The Seabrook Island Artist Guild’s first meeting of the fall season will be on Tuesday, September 18, from 2:00 – 4:00 pm, at the Lake House and will feature the well-known Charleston artist Mark Horton. Mark is one of the most popular guest artists, having done demonstrations and workshops for the guild for nine consecutive years.
This year we have requested that Mark demonstrate the process of painting the various trees found in the Lowcountry. This has always been a challenge to artists in terms of color selection; sequence of values, i.e., light to dark or dark to light; “building” the tree, i.e., branches first, leaves last or vice versa; detailing the trunk; adding shadows and “sky holes”, etc.
If you have ever thought about learning to paint or returning to painting, or if you are even just interested in learning about the process, this would be a wonderful and informative program to see. Mark is a great teacher and a very interesting presenter. Everyone is invited to come see this master at work.

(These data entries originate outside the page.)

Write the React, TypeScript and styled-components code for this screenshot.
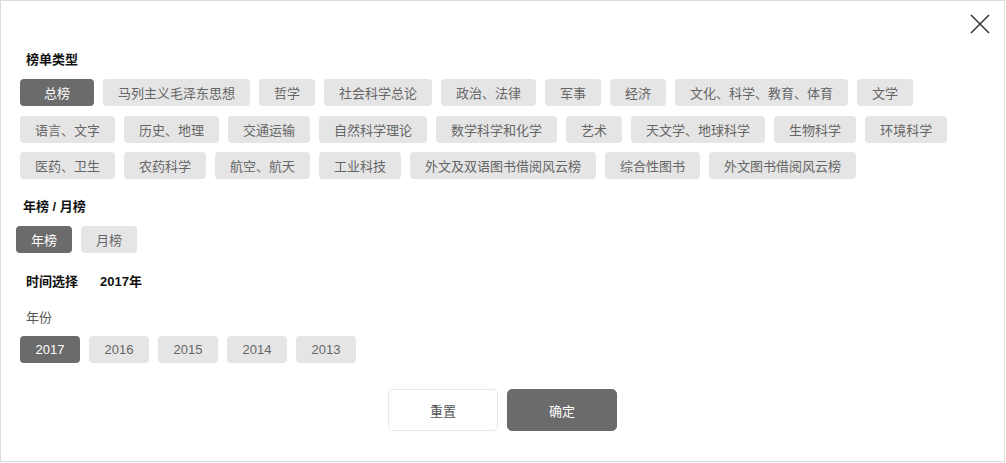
import React, { useState } from "react"
import styled, { createGlobalStyle } from "styled-components"

const GlobalStyle = createGlobalStyle`
    body {
        margin: 0;
        background: #fff;
        font-family: "Liberation Sans", "Noto Sans CJK SC", sans-serif;
    }
`;

const Panel = styled.div`
    position: relative;
    box-sizing: border-box;
    width: 1005px;
    height: 462px;
    border: 1px solid #dcdcdc;
    padding: 49px 0 0 19px;
    display: flex;
    flex-direction: column;
`;

const Close = styled.button`
    position: absolute;
    top: 12px;
    right: 13px;
    width: 22px;
    height: 22px;
    padding: 0;
    border: none;
    background: none;
    cursor: pointer;
`;

const Heading = styled.div<{ $indent?: number; $top?: number }>`
    display: flex;
    gap: 22px;
    margin: ${p => p.$top || 0}px 0 0 ${p => p.$indent || 0}px;
    font-size: 13px;
    line-height: 20px;
    font-weight: bold;
    color: #111;
`;

const Label = styled.div<{ $top?: number }>`
    margin: ${p => p.$top || 0}px 0 0 6px;
    font-size: 13px;
    line-height: 20px;
    color: #555;
`;

const ChipList = styled.div<{ $indent?: number; $top?: number }>`
    display: flex;
    flex-wrap: wrap;
    row-gap: 9.5px;
    column-gap: 9px;
    margin: ${p => p.$top || 0}px 0 0 ${p => p.$indent || 0}px;
    max-width: 940px;
`;

const Chip = styled.div<{ $active?: boolean; $width?: number }>`
    box-sizing: border-box;
    height: 27px;
    padding: 0 15px;
    ${p => p.$width ? `width: ${p.$width}px;` : ""}
    display: flex;
    align-items: center;
    justify-content: center;
    border-radius: 4px;
    font-size: 13px;
    white-space: nowrap;
    cursor: pointer;
    background: ${p => p.$active ? "#6b6b6b" : "#e5e5e5"};
    color: ${p => p.$active ? "#fff" : "#666"};
`;

const Footer = styled.div`
    display: flex;
    justify-content: center;
    gap: 9px;
    margin: 26px 0 0 -19px;
`;

const ActionButton = styled.button<{ $primary?: boolean }>`
    box-sizing: border-box;
    width: 110px;
    height: 42px;
    border-radius: 5px;
    font-family: inherit;
    font-size: 13px;
    cursor: pointer;
    border: 1px solid ${p => p.$primary ? "#6b6b6b" : "#e8e8e8"};
    background: ${p => p.$primary ? "#6b6b6b" : "#fff"};
    color: ${p => p.$primary ? "#fff" : "#555"};
`;

const categories = [
    "总榜", "马列主义毛泽东思想", "哲学", "社会科学总论", "政治、法律", "军事", "经济",
    "文化、科学、教育、体育", "文学", "语言、文字", "历史、地理", "交通运输", "自然科学理论",
    "数学科学和化学", "艺术", "天文学、地球科学", "生物科学", "环境科学", "医药、卫生",
    "农药科学", "航空、航天", "工业科技", "外文及双语图书借阅风云榜", "综合性图书", "外文图书借阅风云榜",
];

const years = ["2017", "2016", "2015", "2014", "2013"]

export default function App() {
    const [cat, setCat] = useState(0)
    const [period, setPeriod] = useState(0)
    const [year, setYear] = useState(0)

    return (
        <>
            <GlobalStyle />
            <Panel>
                <Close aria-label="关闭">
                    <svg width="22" height="22" viewBox="0 0 22 22">
                        <path d="M2 2 L20 20 M20 2 L2 20" stroke="#333" strokeWidth="1.5" fill="none" />
                    </svg>
                </Close>

                <Heading $indent={6}>榜单类型</Heading>
                <ChipList $top={9}>
                    {categories.map((c, i) => (
                        <Chip key={c} $active={cat === i} $width={i === 0 ? 74 : undefined} onClick={() => setCat(i)}>{c}</Chip>
                    ))}
                </ChipList>

                <Heading $indent={3} $top={18}>年榜 / 月榜</Heading>
                <ChipList $indent={-4} $top={9}>
                    {["年榜", "月榜"].map((p, i) => (
                        <Chip key={p} $active={period === i} $width={56} onClick={() => setPeriod(i)}>{p}</Chip>
                    ))}
                </ChipList>

                <Heading $indent={6} $top={19}>
                    <span>时间选择</span>
                    <span>{years[year]}年</span>
                </Heading>
                <Label $top={16}>年份</Label>
                <ChipList $top={8}>
                    {years.map((y, i) => (
                        <Chip key={y} $active={year === i} $width={60} onClick={() => setYear(i)}>{y}</Chip>
                    ))}
                </ChipList>

                <Footer>
                    <ActionButton>重置</ActionButton>
                    <ActionButton $primary>确定</ActionButton>
                </Footer>
            </Panel>
        </>
    )
}
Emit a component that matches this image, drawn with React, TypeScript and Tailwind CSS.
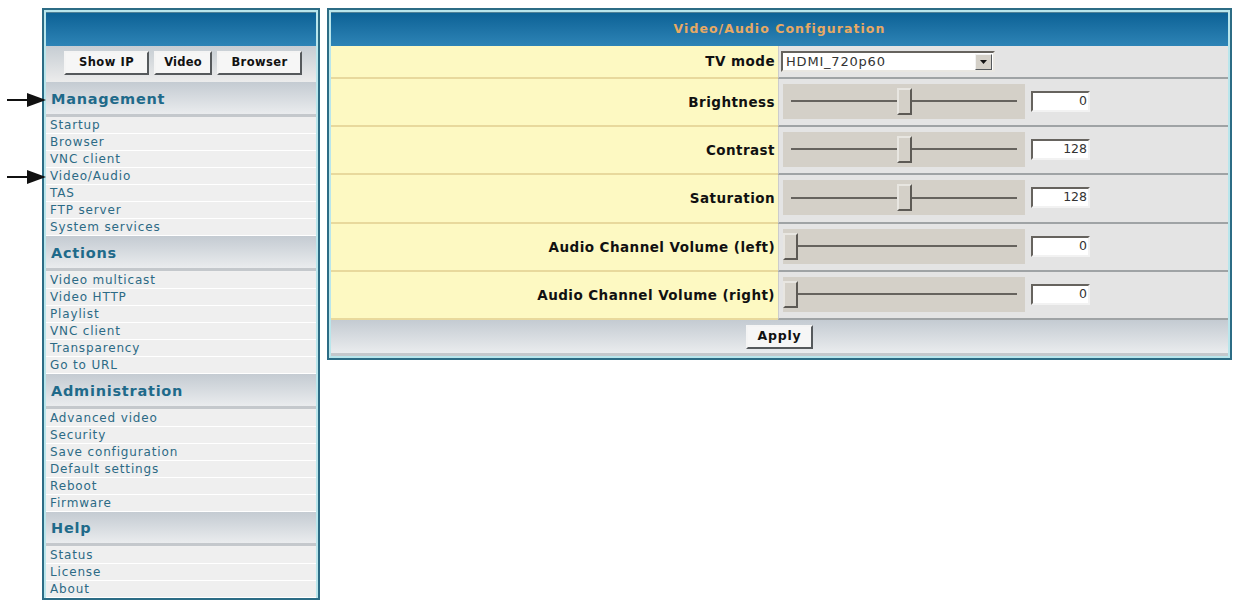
const sections = [
  { title: "Management", height: "h-[35px]", list: "pt-0", items: ["Startup", "Browser", "VNC client", "Video/Audio", "TAS", "FTP server", "System services"] },
  { title: "Actions", height: "h-[35px]", list: "pt-[1px]", items: ["Video multicast", "Video HTTP", "Playlist", "VNC client", "Transparency", "Go to URL"] },
  { title: "Administration", height: "h-[35px]", list: "pt-[1px]", items: ["Advanced video", "Security", "Save configuration", "Default settings", "Reboot", "Firmware"] },
  { title: "Help", height: "h-[34px]", list: "pt-[1px]", items: ["Status", "License", "About"] },
];

const sliders = [
  { label: "Brightness", pos: 114, value: "0", height: "h-[48px]" },
  { label: "Contrast", pos: 114, value: "128", height: "h-[48px]" },
  { label: "Saturation", pos: 114, value: "128", height: "h-[49px]" },
  { label: "Audio Channel Volume (left)", pos: 0, value: "0", height: "h-[48px]" },
  { label: "Audio Channel Volume (right)", pos: 0, value: "0", height: "h-[48px]" },
];

function Arrow({ top }: { top: string }) {
  return (
    <svg className={`absolute left-[7px] ${top}`} width="40" height="16" viewBox="0 0 40 16">
      <rect x="0" y="7" width="22" height="2" fill="#111" />
      <polygon points="20,1 39,8 20,15" fill="#111" />
    </svg>
  );
}

function RaisedButton({ label, width, text }: { label: string; width: string; text: string }) {
  return (
    <button
      className={`h-[24px] ${width} ${text} border-2 border-t-[#f4f4f4] border-l-[#f4f4f4] border-r-[#55595c] border-b-[#55595c] bg-[#f6f6f6] font-bold text-[#111]`}
    >
      {label}
    </button>
  );
}

function Slider({ pos, value }: { pos: number; value: string }) {
  return (
    <div className="flex items-center pb-[2px]">
      <div className="relative ml-[4px] flex h-[35px] w-[242px] items-center bg-[#d4d0c8] pl-[8px]">
        <div className="h-[2px] w-[226px] bg-[#66635e]" />
        <div
          className="absolute top-[4px] h-[27px] w-[15px] border-2 border-t-[#e8e6e1] border-l-[#e8e6e1] border-r-[#5d5a55] border-b-[#5d5a55] bg-[#d4d0c8]"
          style={{ left: pos }}
        />
      </div>
      <div className="ml-[6px] flex h-[21px] w-[59px] items-center justify-end border-2 border-t-[#66635e] border-l-[#66635e] border-r-[#f2f2f2] border-b-[#f2f2f2] bg-white pr-[1px] text-[12.5px] text-[#333]">
        {value}
      </div>
    </div>
  );
}

export default function App() {
  return (
    <div className="relative flex min-h-[601px] items-start gap-[7px] bg-white pl-[42px] pt-[8px] font-['DejaVu_Sans','Liberation_Sans',sans-serif]">
      <Arrow top="top-[92px]" />
      <Arrow top="top-[169px]" />

      <aside className="w-[278px] border-2 border-[#2c6c85] bg-[#f0f0f0]">
        <div className="border-2 border-b-0 border-[#b9e6ec]">
          <div className="h-[34px] border-t border-[#4f8298] bg-gradient-to-b from-[#0b6296] to-[#2d84b6]" />
          <div className="flex h-[36px] items-center gap-[5px] bg-gradient-to-b from-[#c6cdd3] to-[#ececec] pb-[2px] pl-[18px]">
            <RaisedButton label="Show IP" width="w-[85px]" text="text-[11.5px] tracking-[0.5px]" />
            <RaisedButton label="Video" width="w-[58px]" text="text-[11.5px] tracking-[0.2px]" />
            <RaisedButton label="Browser" width="w-[85px]" text="text-[11.5px] tracking-[0.4px]" />
          </div>
          {sections.map((section) => (
            <section key={section.title}>
              <h2 className={`flex ${section.height} items-center border-b-[3px] border-[#c4c8cc] bg-gradient-to-b from-[#c4cbd2] to-[#eaecee] pl-[5px] pt-[3px] text-[14.5px] font-bold tracking-[0.75px] text-[#1f6a8a]`}>
                {section.title}
              </h2>
              <ul className={section.list}>
                {section.items.map((item) => (
                  <li
                    key={item}
                    className="flex h-[17px] items-center border-b border-white bg-[#efefef] pl-[4px] text-[12px] tracking-[0.85px] text-[#2c6a85]"
                  >
                    {item}
                  </li>
                ))}
              </ul>
            </section>
          ))}
        </div>
      </aside>

      <main className="w-[905px] border-2 border-[#2c6c85] bg-white">
        <div className="border-2 border-[#b9e6ec]">
          <div className="flex h-[34px] items-center justify-center border-t border-[#4f8298] bg-gradient-to-b from-[#0b6296] to-[#2d84b6] text-[12.5px] font-bold tracking-[1.05px] text-[#e8a963]">
            Video/Audio Configuration
          </div>

          <div className="flex h-[33px]">
            <div className="flex w-[447px] items-center justify-end border-b-2 border-[#e8d99c] bg-[#fdf9c2] pr-[3px] text-[13.5px] font-bold tracking-[0.45px] text-[#111]">
              TV mode
            </div>
            <div className="flex flex-1 items-center border-b-2 border-l border-[#9fa3a5] border-l-[#ccc] bg-[#e4e4e4] pl-[2px]">
              <div className="flex h-[21px] w-[214px] items-center justify-between border-2 border-t-[#66635e] border-l-[#66635e] border-r-[#e8e6e1] border-b-[#e8e6e1] bg-white pl-[3px] pr-px text-[13px] tracking-[0.8px] text-[#333]">
                HDMI_720p60
                <span className="flex h-[16px] w-[17px] items-center justify-center border border-t-[#f2f2f2] border-l-[#f2f2f2] border-r-[#55595c] border-b-[#55595c] bg-[#d4d0c8]">
                  <svg width="7" height="4" viewBox="0 0 7 4">
                    <polygon points="0,0 7,0 3.5,4" fill="#111" />
                  </svg>
                </span>
              </div>
            </div>
          </div>

          {sliders.map((row) => (
            <div key={row.label} className={`flex ${row.height}`}>
              <div className="flex w-[447px] items-center justify-end border-b-2 border-[#e8d99c] bg-[#fdf9c2] pr-[3px] text-[13.5px] font-bold tracking-[0.45px] text-[#111]">
                {row.label}
              </div>
              <div className="flex flex-1 items-center border-b-2 border-l border-[#9fa3a5] border-l-[#ccc] bg-[#e4e4e4]">
                <Slider pos={row.pos} value={row.value} />
              </div>
            </div>
          ))}

          <div className="flex h-[36px] items-center justify-center border-b-[3px] border-[#c4c8cc] bg-gradient-to-b from-[#c4cbd2] to-[#eaecee]">
            <RaisedButton label="Apply" width="w-[67px]" text="text-[12.5px] tracking-[0.8px]" />
          </div>
        </div>
      </main>
    </div>
  );
}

Mark Horton was born in rural North Carolina. After graduating from East Carolina University School of Art in 1983, Horton moved to New York City to begin a career in advertising and design. His eighteen years of living in New York were spent working as a creative director in various advertising agencies and eventually founding his own design company. Those years provided Horton an invaluable opportunity to view and study firsthand the seemingly endless number of masterworks in the city’s museums and galleries. He became particularly fascinated with the works of George Inness, Herman Herzog, Frederick Church and the tonalist photographer Edward Steichen. He was also captivated by the realism of John Singer Sargent and Winslow Homer as well as the romantic landscapes of the Hudson River School painters. The experience had a profound effect on his artistic development. During these years, Horton continued to nurture his “fine art side,” drawing, sketching and painting whenever possible. In early 2001, he made the decision to devote himself full-time to painting. He left New York City and returned to his Southern roots, moving to Charleston.
Horton is especially interested in the effects of light and weather upon the landscape. He paints beyond a literal interpretation of a scene to portray nature in a way that reflects his own ideas and sensibilities while capturing the spirit, color and changing light of a place.